Nunca he sido de disfrutar mucho con la visitas a mi casa. Tampoco me gusta mucho meterme en las casas de los demás. Sí, soy un poco huraño, para qué os voy a engañar. Si quedo con gente, prefiero un lugar neutral: un bar, un parque, etc. ¿Por qué no me gusta recibir a gente? Porque lleva mucho trabajo, lo primero. Y lo segundo, porque mi casa es como mi refugio, es mi zona de aislamiento.

Pero cuando uno se hace mayor tiene que transigir con un montón de cosas. Entre ellas, abrir de par en par las puertas de tu casa a las visitas y con una sonrisa, por supuesto: “pasad, esta es vuestra casa”, aunque en realidad sea la mía, pero bueno… El problema es que hay gente que se toma al pie de la letra eso de “estáis en vuestra casa”.
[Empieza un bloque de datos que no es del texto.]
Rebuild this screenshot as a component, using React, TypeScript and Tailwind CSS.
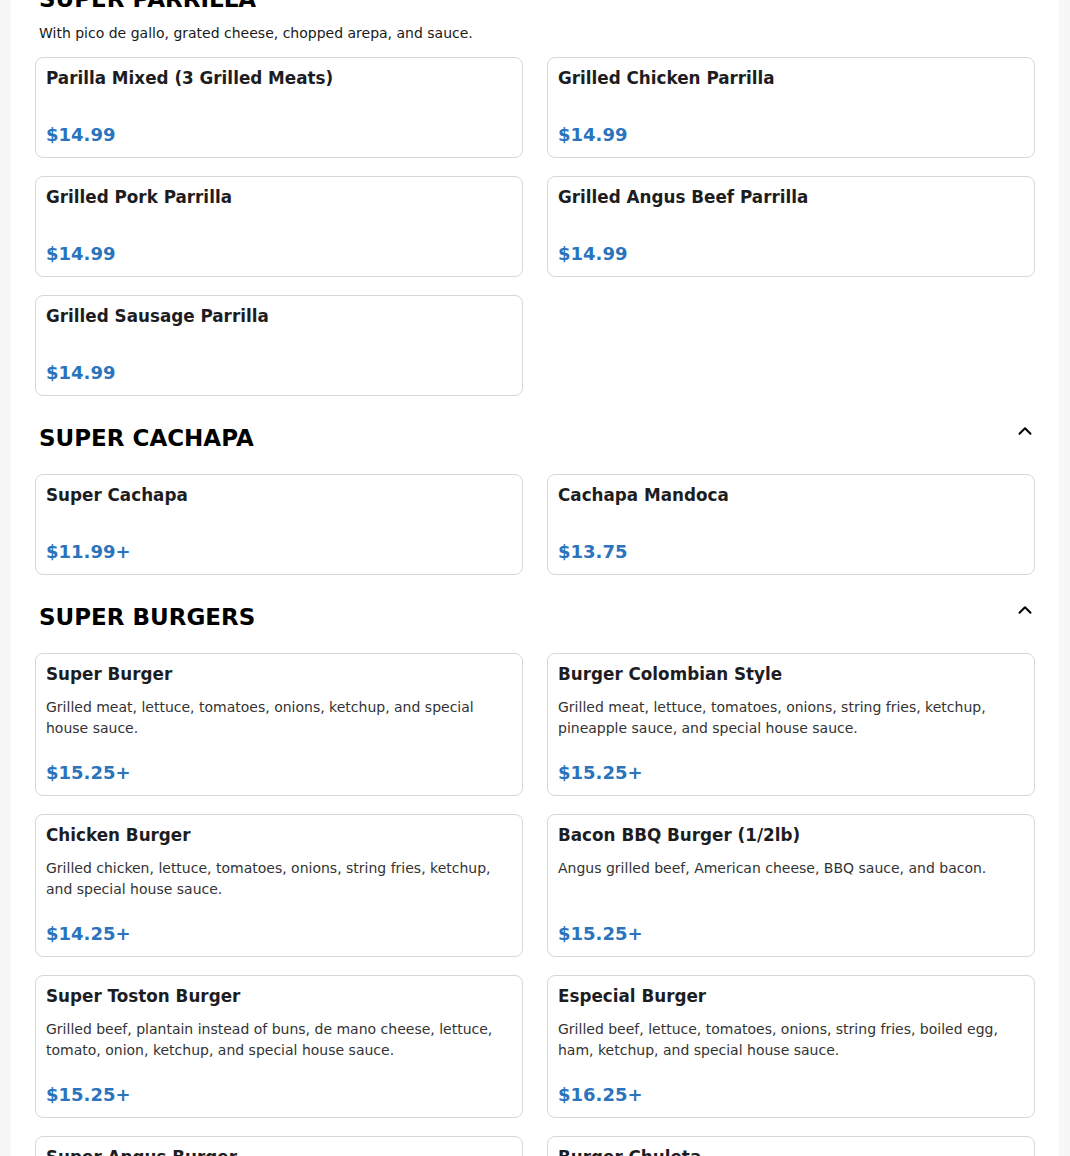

Cuando mi suegra aterriza en casa lo hace con todo el equipo: se trae media casa suya a la mía pensando en que la mía es como un pozo sin fondo. Y luego empieza a rebuscar entre los armarios de la cocina y me pregunta: “pero yo había dejado aquí una olla, ¿dónde está?”

Cuando una persona viene de visita se cree que si deja cosas en un sitio, un mes más tarde van a estar exactamente en el mismo lugar, como si durante esos 30 días que pasan los habitantes de esa casa no vivieran ahí y todo se volviese a activar en el preciso instante en el que ella vuelve.“Pues he puesto la olla en el armario de arriba”. “Pero está mejor en este otro armario, más a mano”. Y así todo.

Y entonces me surge la duda: “¿pongo la próxima vez sus cosas en el lugar en el que las dejó o lo dejo a mi manera?”.  Al final, suelo tomar una solución intermedia. Por ejemplo, poner el mantel que ella nos regaló, pero eliminar algunas de las cosas que ella deja a su gusto, porque ¡qué demonios!, aquí vivimos otras personas, no ella. Así que no, no me gustan las visitas.